La Turquie : l’état profond est dérangé

par Aldous
jeudi 12 janvier 2012

La débat sur la loi française pénalisant le négationnisme et les menaces de représailles brandies par la Turquie ont fait couler pas mal d’encre ces derniers temps. Mais derrière une apparente immobilité ce combat a fait radicalement évoluer la société turque.


Illustration : "L'état profond est dérangé" dit la légende.

On a pu lire les habituels poncifs sur le sujet qui peuvent laisser à penser que la reconnaissance du génocide arménien est un combat de don Quichotte ou qu’il est instrumenté sans autres résultats que de flatter l’électorat de la diaspora arménienne.

Or rien n’est plus éloigné de la réalité et si la réaction officielle de la Turquie semble immuable et prévisible, cette apparente permanence cache une considérable évolution de la société turque.

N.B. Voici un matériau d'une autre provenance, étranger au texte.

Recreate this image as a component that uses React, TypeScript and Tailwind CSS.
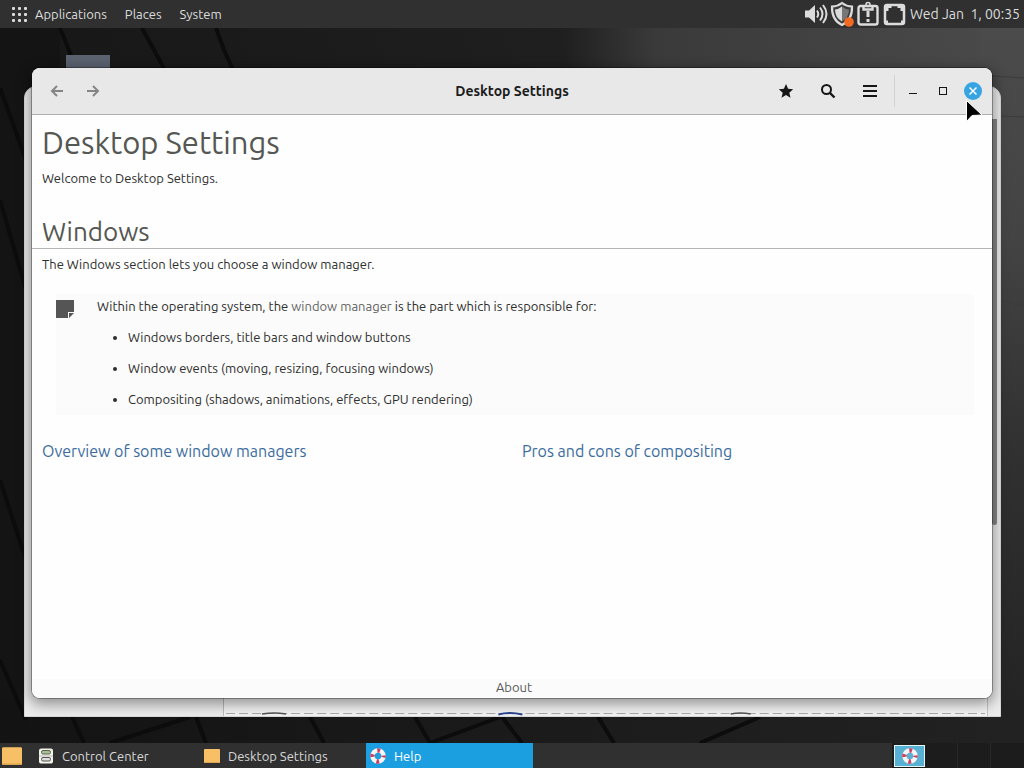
import type { ReactNode } from "react";

function Wallpaper() {
  return (
    <svg
      className="absolute inset-0 h-full w-full"
      viewBox="0 28 1024 715"
      preserveAspectRatio="none"
      aria-hidden="true"
    >
      <defs>
        <linearGradient id="right-edge" x1="0" y1="0" x2="0" y2="1">
          <stop offset="0" stopColor="#4b4b4b" />
          <stop offset="0.3" stopColor="#434343" />
          <stop offset="0.6" stopColor="#303030" />
          <stop offset="1" stopColor="#222222" />
        </linearGradient>
        <linearGradient id="top-edge" x1="0" y1="0" x2="1" y2="0">
          <stop offset="0" stopColor="#171717" />
          <stop offset="0.55" stopColor="#1f1f1f" />
          <stop offset="0.64" stopColor="#3a3a3a" />
          <stop offset="1" stopColor="#4b4b4b" />
        </linearGradient>
        <linearGradient id="bottom-edge" x1="0" y1="0" x2="1" y2="0">
          <stop offset="0" stopColor="#131313" />
          <stop offset="1" stopColor="#222222" />
        </linearGradient>
      </defs>
      <rect x="0" y="28" width="1024" height="715" fill="#141414" />
      <rect x="0" y="28" width="1024" height="120" fill="url(#top-edge)" />
      <rect x="0" y="28" width="60" height="715" fill="#141414" />
      <rect x="980" y="28" width="44" height="715" fill="url(#right-edge)" />
      <rect x="0" y="700" width="1024" height="43" fill="url(#bottom-edge)" />
      <g fill="none" stroke="#0c0c0c" strokeWidth="4">
        <path d="M60 28 80 78M142 28 180 98M216 28 224 50 246 98" />
        <path d="M0 88 26 160M0 200 26 290M0 480 26 560M0 660 26 720" />
        <path d="M72 717 84 743M110 743 190 717M196 717 206 743M310 717 324 743" />
        <path d="M415 717 430 743 500 717M502 717 522 743M598 717 614 743" />
        <path d="M700 743 760 717" />
      </g>
      <path d="M926 72 1024 78M1000 116 1024 117M1000 300 1024 306" stroke="#3c3c3c" />
      <rect x="66" y="55" width="44" height="20" fill="#5b6270" />
    </svg>
  );
}

function AppsIcon() {
  const steps = [1, 7, 13];
  return (
    <svg width="16" height="16" viewBox="0 0 16 16" fill="#dcdcdc" aria-hidden="true">
      {steps.map((y) => steps.map((x) => <rect key={`${x}-${y}`} x={x} y={y} width="3" height="3" rx="1" />))}
    </svg>
  );
}

function TrayIcons() {
  return (
    <div className="flex items-center gap-0.5">
      <svg width="24" height="24" viewBox="0 0 24 24" fill="none" stroke="#dcdcdc" strokeWidth="2" role="img" aria-label="Volume">
        <path d="M1 8.500h4l6-5.500v18l-6-5.500H1z" fill="#dcdcdc" stroke="none" />
        <path d="M13 8.500q2.500 3.500 0 7M16 5.500q5 6.500 0 13M19 3q7 9 0 18" />
      </svg>
      <svg width="24" height="26" viewBox="0 0 24 26" role="img" aria-label="Updates">
        <path d="M12 2Q7.500 5.500 2 5.500 1.500 19 12 24 22.500 19 22 5.500 16.500 5.500 12 2Z" fill="#3a3a3a" stroke="#dcdcdc" strokeWidth="2.200" />
        <path d="M12 5.500Q9 8 5 8.500 5 16.500 12 20.500Z" fill="#dcdcdc" />
        <path d="M12 5.500Q15 8 19 8.500 19 16.500 12 20.500Z" fill="#777777" />
        <circle cx="19" cy="21" r="4.800" fill="#f36b22" />
      </svg>
      <svg width="24" height="26" viewBox="0 0 24 26" fill="none" stroke="#dcdcdc" strokeWidth="2.400" role="img" aria-label="System reports">
        <rect x="2.500" y="5" width="19" height="18.500" rx="2" />
        <path d="M7.500 5v3.500h9V5" />
        <circle cx="12" cy="3.500" r="2" strokeWidth="1.500" />
        <path d="M12 10v6M12 18v3" strokeWidth="3" />
      </svg>
      <svg width="24" height="26" viewBox="0 0 24 26" fill="none" stroke="#dcdcdc" role="img" aria-label="Network">
        <rect x="3" y="4" width="19" height="19" rx="2" strokeWidth="2.500" />
        <path d="M4 4h17v6h-2.500V7h-3V5h-6v2h-3v3H4zM4 19.500h2v2.500H4zM19 19.500h2v2.500h-2z" fill="#dcdcdc" stroke="none" />
      </svg>
    </div>
  );
}

function Lifebuoy({ size }: { size: number }) {
  return (
    <svg width={size} height={size} viewBox="0 0 16 16" fill="none" aria-hidden="true">
      <circle cx="8" cy="8" r="5.500" stroke="#f5f5f5" strokeWidth="4.500" />
      <circle cx="8" cy="8" r="5.500" stroke="#c9415f" strokeWidth="4.500" strokeDasharray="2.800 5.840" strokeDashoffset="1.400" />
    </svg>
  );
}

function CabinetIcon() {
  return (
    <svg width="16" height="16" viewBox="0 0 16 16" aria-hidden="true">
      <rect x="1" y="0.500" width="14" height="15" rx="2" fill="#f3f3ea" />
      <rect x="3.500" y="2.500" width="9" height="3.500" rx="1.500" fill="#a9bd9b" stroke="#55664b" />
      <rect x="3.500" y="9.500" width="9" height="3.500" rx="1.500" fill="#ddd" stroke="#555" />
      <path d="M1 8h14" stroke="#bbb" />
    </svg>
  );
}

function FolderIcon({ size }: { size: number }) {
  return (
    <svg width={size} height={size} viewBox="0 0 16 16" aria-hidden="true">
      <rect y="1" width="16" height="14" rx="1" fill="#f7c067" />
      <path d="M0 14.500h16" stroke="#e0a64c" />
    </svg>
  );
}

function HeaderButton({ label, className, children }: { label: string; className: string; children: ReactNode }) {
  return (
    <button type="button" aria-label={label} className={`flex h-8 items-center justify-center ${className}`}>
      {children}
    </button>
  );
}

function TitleBar() {
  return (
    <header className="grid h-[47px] shrink-0 grid-cols-[1fr_auto_1fr] items-center border-b border-[#b0b0b0] bg-[#e8e8e8]">
      <div className="flex pl-[7px]">
        <HeaderButton label="Back" className="w-9">
          <svg width="14" height="14" viewBox="0 0 14 14" fill="none" stroke="#858585" strokeWidth="2">
            <path d="M13 7H2M7 2 2 7l5 5" />
          </svg>
        </HeaderButton>
        <HeaderButton label="Forward" className="w-9">
          <svg width="14" height="14" viewBox="0 0 14 14" fill="none" stroke="#858585" strokeWidth="2">
            <path d="M1 7h11M7 2l5 5-5 5" />
          </svg>
        </HeaderButton>
      </div>
      <h1 className="text-sm leading-5 font-bold text-[#1c1c1c]">Desktop Settings</h1>
      <div className="flex items-center justify-end pr-1">
        <HeaderButton label="Bookmarks" className="w-[42px]">
          <svg width="16" height="16" viewBox="0 0 16 16" fill="#161616">
            <path d="m8 1 2.100 4.800 5.100.5-3.900 3.400 1.200 5.100L8 12.100l-4.500 2.700 1.200-5.100L.8 6.300l5.100-.5z" />
          </svg>
        </HeaderButton>
        <HeaderButton label="Search" className="w-[42px]">
          <svg width="16" height="16" viewBox="0 0 16 16" fill="none" stroke="#161616" strokeWidth="2">
            <circle cx="6.500" cy="6.500" r="4.500" />
            <path d="m9.500 9.500 5 5" strokeWidth="2.400" />
          </svg>
        </HeaderButton>
        <HeaderButton label="Menu" className="w-[42px]">
          <svg width="16" height="16" viewBox="0 0 16 16" fill="#161616">
            <path d="M1 2h14v2H1zM1 7h14v2H1zM1 12h14v2H1z" />
          </svg>
        </HeaderButton>
        <div className="ml-[3px] flex border-l border-[#d2d2d2] pl-[3px]">
          <HeaderButton label="Minimize" className="w-[30px]">
            <svg width="10" height="10" viewBox="0 0 10 10" fill="#161616">
              <path d="M1 7h8v1H1z" />
            </svg>
          </HeaderButton>
          <HeaderButton label="Maximize" className="w-[30px]">
            <svg width="10" height="10" viewBox="0 0 10 10" fill="none" stroke="#161616">
              <rect x="1.500" y="1.500" width="7" height="7" />
            </svg>
          </HeaderButton>
          <HeaderButton label="Close" className="w-[30px]">
            <svg width="18" height="18" viewBox="0 0 18 18">
              <circle cx="9" cy="9" r="9" fill="#36a3e3" />
              <path d="m5.500 5.500 7 7m0-7-7 7" stroke="#fff" strokeWidth="1.500" />
            </svg>
          </HeaderButton>
        </div>
      </div>
    </header>
  );
}

const duties = [
  "Windows borders, title bars and window buttons",
  "Window events (moving, resizing, focusing windows)",
  "Compositing (shadows, animations, effects, GPU rendering)",
];

function HelpWindow() {
  return (
    <section className="absolute inset-x-8 top-10 bottom-[45px] flex flex-col overflow-hidden rounded-lg bg-[#fefefe] shadow-[0_4px_14px_2px_rgba(0,0,0,0.4),0_0_0_1px_rgba(0,0,0,0.3)]">
      <TitleBar />
      <main className="min-h-0 flex-1 text-[13px] leading-5 text-[#2e2e2e]">
        <h2 className="px-2.5 pt-[7px] text-[31px] leading-[42px] text-[#555753]">Desktop Settings</h2>
        <p className="px-2.5 pt-1">Welcome to Desktop Settings.</p>
        <h3 className="mt-7 border-b border-[#b4b4b4] px-2.5 text-[26px] leading-8 text-[#555753]">Windows</h3>
        <p className="px-2.5 pt-[5px]">The Windows section lets you choose a window manager.</p>
        <div className="mt-5 mr-[18px] ml-6 flex gap-[23px] bg-[#fbfbfb] pt-0.5 pb-1.5">
          <svg className="mt-1 shrink-0" width="18" height="18" viewBox="0 0 18 18" fill="#555555" aria-hidden="true">
            <path d="M0 0h18v12h-6v6H0zM13 13h5l-5 5z" />
          </svg>
          <div>
            <p>
              Within the operating system, the <em className="text-[#666666] not-italic">window manager</em> is the part
              which is responsible for:
            </p>
            <ul className="list-disc pl-[31px]">
              {duties.map((duty) => (
                <li key={duty} className="mt-[11px]">
                  {duty}
                </li>
              ))}
            </ul>
          </div>
        </div>
        <nav className="mt-6 grid grid-cols-2 text-base leading-6 text-[#3b6ca0]">
          <a href="#managers" className="px-2.5">Overview of some window managers</a>
          <a href="#compositing" className="px-2.5">Pros and cons of compositing</a>
        </nav>
      </main>
      <footer className="flex h-[19px] shrink-0 items-start justify-center bg-[#fbfbfb] pl-1 text-[13px] leading-4 text-[#5a5a5a]">
        <a href="#about">About</a>
      </footer>
    </section>
  );
}

function BackWindow() {
  return (
    <section
      aria-label="Control Center"
      className="absolute top-[58px] right-[23px] bottom-[26px] left-6 flex flex-col rounded-t-xl border border-[#d8d8d8] bg-[#ececec]"
    >
      <div className="h-8 shrink-0" />
      <div className="flex flex-1">
        <div className="w-[199px] border-r border-[#bcbcbc]" />
        <div className="flex flex-1 flex-col justify-end border-r border-[#c4c4c4] bg-[#f3f3f3]">
          <svg className="h-1 w-full" viewBox="0 0 762 4" preserveAspectRatio="none" aria-hidden="true">
            <path d="M2 1.500h758" stroke="#aaaaaa" strokeDasharray="9 4" />
            <path d="M38 2q12-2 24 0M506 2q10-2 20 0" stroke="#555555" strokeWidth="1.500" fill="none" />
            <path d="M274 2.500q11-3 24 0" stroke="#29458f" strokeWidth="2" fill="none" />
          </svg>
        </div>
        <div className="w-3">
          <div className="ml-1 h-[68%] w-[5px] rounded-b-sm bg-[#888888]" />
        </div>
      </div>
    </section>
  );
}

function Task({ icon, label, active }: { icon: ReactNode; label: string; active?: boolean }) {
  return (
    <button
      type="button"
      className={`flex items-center gap-2 pl-1 text-left ${active ? "w-[167px] bg-[#1b9fe0] text-white" : "w-[166px]"}`}
    >
      {icon}
      <span>{label}</span>
    </button>
  );
}

export default function App() {
  return (
    <div className="flex min-h-screen flex-col bg-[#151515] font-['Ubuntu','Noto_Sans',sans-serif] text-[13px] leading-5">
      <nav className="flex h-7 shrink-0 items-center bg-[#303030] pr-1 pl-[11px] text-[#dcdcdc]">
        <div className="flex gap-[18px]">
          <button type="button" className="flex items-center gap-2">
            <AppsIcon />
            Applications
          </button>
          <button type="button">Places</button>
          <button type="button">System</button>
        </div>
        <div className="ml-auto flex items-center gap-1">
          <TrayIcons />
          <time className="text-sm whitespace-pre">Wed Jan  1, 00:35</time>
        </div>
      </nav>
      <div className="relative flex-1 overflow-hidden">
        <Wallpaper />
        <BackWindow />
        <HelpWindow />
        <svg className="absolute top-[71px] right-10 h-6 w-5" viewBox="0 0 20 24" aria-hidden="true">
          <path d="M2.500 1.500v21l5.500-6 10-.5z" fill="#000" stroke="#fff" strokeWidth="1" />
        </svg>
      </div>
      <div className="flex h-[25px] shrink-0 bg-[#303030] text-[#d8d8d8]">
        <button type="button" aria-label="Show desktop" className="flex w-[34px] items-center pl-0.5">
          <FolderIcon size={20} />
        </button>
        <Task icon={<CabinetIcon />} label="Control Center" />
        <Task icon={<FolderIcon size={16} />} label="Desktop Settings" />
        <Task icon={<Lifebuoy size={16} />} label="Help" active />
        <div className="ml-auto grid w-[132px] grid-cols-4 bg-[#1c1c1c]">
          <button type="button" aria-label="Workspace 1" className="mt-0.5 mb-px ml-0.5 flex items-center justify-center border border-[#e4f4fb] bg-[#58b0d2]">
            <Lifebuoy size={16} />
          </button>
          <button type="button" aria-label="Workspace 2" className="border-r border-[#282828]" />
          <button type="button" aria-label="Workspace 3" className="border-r border-[#282828]" />
          <button type="button" aria-label="Workspace 4" />
        </div>
      </div>
    </div>
  );
}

Au point qu’il est désormais possible de lire dans les colonnes d’un quotidien national tel que Zaman un article qui aurait valu a son auteur une exécution sommaire par les barbouzes de « l’état profond » il y a seulement quelques années.

Son auteur est Orhan Kémal Cengiz, fondateur de l’ONG turque Human Rights Agenda Association et du Civil Society Development Center , qui publie aussi des articles dans Radikal.

Cet article est passé inaperçu en Europe, et pourtant il est, sans exagération, fondateur d’une nouvelle ère en Turquie. Une ère intellectuelle et non un ère politique car le politique garde en Turquie un combat de retard, comme nous allons le voir.

En effet, un simple article ne peut à lui seul mettre un terme au système fasciste et mafieux qui gangrène l’état turc et qu’on appelle « état profond » mais parce qu’il a ouvertement dit où se situait le problème, montré du doigt le rôle fondateur du génocide arménien dans son établissement et accusé sans détour les véritables coupables, non seulement des meurtres politiques et racistes qui ont parsemé l’histoire de la Turquie moderne mais aussi identifié les complicités qui ont permis à ces criminels de demeurer impunis jusqu’à ce jour.

 

Le corps de Hrant Dink tué en 2007.

L’état et la justice turque n’ont pas effectué le nettoyage des écuries d’Augias qu’auraient pu être les procès des meurtriers de l’écrivain turco-arménien Hrant Dink et du gang Ergenekon.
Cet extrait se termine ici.